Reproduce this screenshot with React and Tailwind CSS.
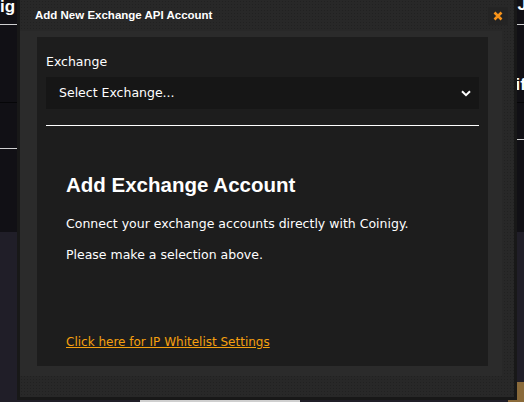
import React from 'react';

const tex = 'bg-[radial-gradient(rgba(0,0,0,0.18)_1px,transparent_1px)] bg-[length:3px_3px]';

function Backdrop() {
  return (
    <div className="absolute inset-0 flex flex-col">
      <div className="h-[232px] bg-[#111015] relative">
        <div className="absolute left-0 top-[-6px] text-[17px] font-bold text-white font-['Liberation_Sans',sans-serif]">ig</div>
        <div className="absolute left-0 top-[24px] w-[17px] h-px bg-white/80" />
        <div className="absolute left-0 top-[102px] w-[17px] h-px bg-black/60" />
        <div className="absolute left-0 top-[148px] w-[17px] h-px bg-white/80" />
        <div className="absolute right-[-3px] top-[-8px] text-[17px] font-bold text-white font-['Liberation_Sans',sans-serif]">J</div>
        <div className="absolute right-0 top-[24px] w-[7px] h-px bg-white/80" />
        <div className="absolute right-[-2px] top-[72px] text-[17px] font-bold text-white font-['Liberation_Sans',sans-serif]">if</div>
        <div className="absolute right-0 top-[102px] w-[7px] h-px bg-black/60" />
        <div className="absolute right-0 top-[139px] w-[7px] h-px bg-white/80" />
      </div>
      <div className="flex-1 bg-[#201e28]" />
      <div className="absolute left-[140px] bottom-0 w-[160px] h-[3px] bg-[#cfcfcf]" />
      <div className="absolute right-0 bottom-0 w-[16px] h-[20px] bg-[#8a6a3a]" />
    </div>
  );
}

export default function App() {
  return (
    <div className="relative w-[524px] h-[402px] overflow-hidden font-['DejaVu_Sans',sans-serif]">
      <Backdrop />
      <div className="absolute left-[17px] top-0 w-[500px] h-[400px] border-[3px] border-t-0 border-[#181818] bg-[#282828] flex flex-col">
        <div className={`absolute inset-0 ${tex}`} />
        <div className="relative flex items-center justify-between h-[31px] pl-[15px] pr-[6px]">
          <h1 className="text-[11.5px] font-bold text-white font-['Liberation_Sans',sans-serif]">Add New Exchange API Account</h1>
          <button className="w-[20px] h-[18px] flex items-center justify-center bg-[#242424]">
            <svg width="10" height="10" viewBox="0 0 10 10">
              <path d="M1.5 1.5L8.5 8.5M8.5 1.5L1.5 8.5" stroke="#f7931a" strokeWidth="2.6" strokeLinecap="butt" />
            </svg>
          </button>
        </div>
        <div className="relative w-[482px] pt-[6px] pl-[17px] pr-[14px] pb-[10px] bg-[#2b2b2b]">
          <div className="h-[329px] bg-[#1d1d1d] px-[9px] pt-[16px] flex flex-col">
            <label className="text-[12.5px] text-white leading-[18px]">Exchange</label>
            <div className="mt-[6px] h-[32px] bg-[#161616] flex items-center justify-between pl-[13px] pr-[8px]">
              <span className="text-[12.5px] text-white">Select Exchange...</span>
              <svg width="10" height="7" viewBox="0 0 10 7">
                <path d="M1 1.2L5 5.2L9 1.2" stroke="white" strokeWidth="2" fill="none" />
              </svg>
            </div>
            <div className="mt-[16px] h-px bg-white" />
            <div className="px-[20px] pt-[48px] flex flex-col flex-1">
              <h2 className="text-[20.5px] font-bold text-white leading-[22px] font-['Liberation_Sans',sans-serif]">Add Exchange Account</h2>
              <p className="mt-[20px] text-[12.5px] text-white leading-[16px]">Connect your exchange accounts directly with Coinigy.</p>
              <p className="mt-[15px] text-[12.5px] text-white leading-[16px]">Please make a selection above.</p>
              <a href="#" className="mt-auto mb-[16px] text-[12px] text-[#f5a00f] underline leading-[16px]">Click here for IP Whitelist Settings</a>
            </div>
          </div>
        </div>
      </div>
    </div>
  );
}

Problem to work on - Transcribe the whole listing, character for character, but not its images.

Output for this exercise -
Reproduce this screenshot with React and Tailwind CSS.
import React from 'react';

const tex = 'bg-[radial-gradient(rgba(0,0,0,0.18)_1px,transparent_1px)] bg-[length:3px_3px]';

function Backdrop() {
  return (
    <div className="absolute inset-0 flex flex-col">
      <div className="h-[232px] bg-[#111015] relative">
        <div className="absolute left-0 top-[-6px] text-[17px] font-bold text-white font-['Liberation_Sans',sans-serif]">ig</div>
        <div className="absolute left-0 top-[24px] w-[17px] h-px bg-white/80" />
        <div className="absolute left-0 top-[102px] w-[17px] h-px bg-black/60" />
        <div className="absolute left-0 top-[148px] w-[17px] h-px bg-white/80" />
        <div className="absolute right-[-3px] top-[-8px] text-[17px] font-bold text-white font-['Liberation_Sans',sans-serif]">J</div>
        <div className="absolute right-0 top-[24px] w-[7px] h-px bg-white/80" />
        <div className="absolute right-[-2px] top-[72px] text-[17px] font-bold text-white font-['Liberation_Sans',sans-serif]">if</div>
        <div className="absolute right-0 top-[102px] w-[7px] h-px bg-black/60" />
        <div className="absolute right-0 top-[139px] w-[7px] h-px bg-white/80" />
      </div>
      <div className="flex-1 bg-[#201e28]" />
      <div className="absolute left-[140px] bottom-0 w-[160px] h-[3px] bg-[#cfcfcf]" />
      <div className="absolute right-0 bottom-0 w-[16px] h-[20px] bg-[#8a6a3a]" />
    </div>
  );
}

export default function App() {
  return (
    <div className="relative w-[524px] h-[402px] overflow-hidden font-['DejaVu_Sans',sans-serif]">
      <Backdrop />
      <div className="absolute left-[17px] top-0 w-[500px] h-[400px] border-[3px] border-t-0 border-[#181818] bg-[#282828] flex flex-col">
        <div className={`absolute inset-0 ${tex}`} />
        <div className="relative flex items-center justify-between h-[31px] pl-[15px] pr-[6px]">
          <h1 className="text-[11.5px] font-bold text-white font-['Liberation_Sans',sans-serif]">Add New Exchange API Account</h1>
          <button className="w-[20px] h-[18px] flex items-center justify-center bg-[#242424]">
            <svg width="10" height="10" viewBox="0 0 10 10">
              <path d="M1.5 1.5L8.5 8.5M8.5 1.5L1.5 8.5" stroke="#f7931a" strokeWidth="2.6" strokeLinecap="butt" />
            </svg>
          </button>
        </div>
        <div className="relative w-[482px] pt-[6px] pl-[17px] pr-[14px] pb-[10px] bg-[#2b2b2b]">
          <div className="h-[329px] bg-[#1d1d1d] px-[9px] pt-[16px] flex flex-col">
            <label className="text-[12.5px] text-white leading-[18px]">Exchange</label>
            <div className="mt-[6px] h-[32px] bg-[#161616] flex items-center justify-between pl-[13px] pr-[8px]">
              <span className="text-[12.5px] text-white">Select Exchange...</span>
              <svg width="10" height="7" viewBox="0 0 10 7">
                <path d="M1 1.2L5 5.2L9 1.2" stroke="white" strokeWidth="2" fill="none" />
              </svg>
            </div>
            <div className="mt-[16px] h-px bg-white" />
            <div className="px-[20px] pt-[48px] flex flex-col flex-1">
              <h2 className="text-[20.5px] font-bold text-white leading-[22px] font-['Liberation_Sans',sans-serif]">Add Exchange Account</h2>
              <p className="mt-[20px] text-[12.5px] text-white leading-[16px]">Connect your exchange accounts directly with Coinigy.</p>
              <p className="mt-[15px] text-[12.5px] text-white leading-[16px]">Please make a selection above.</p>
              <a href="#" className="mt-auto mb-[16px] text-[12px] text-[#f5a00f] underline leading-[16px]">Click here for IP Whitelist Settings</a>
            </div>
          </div>
        </div>
      </div>
    </div>
  );
}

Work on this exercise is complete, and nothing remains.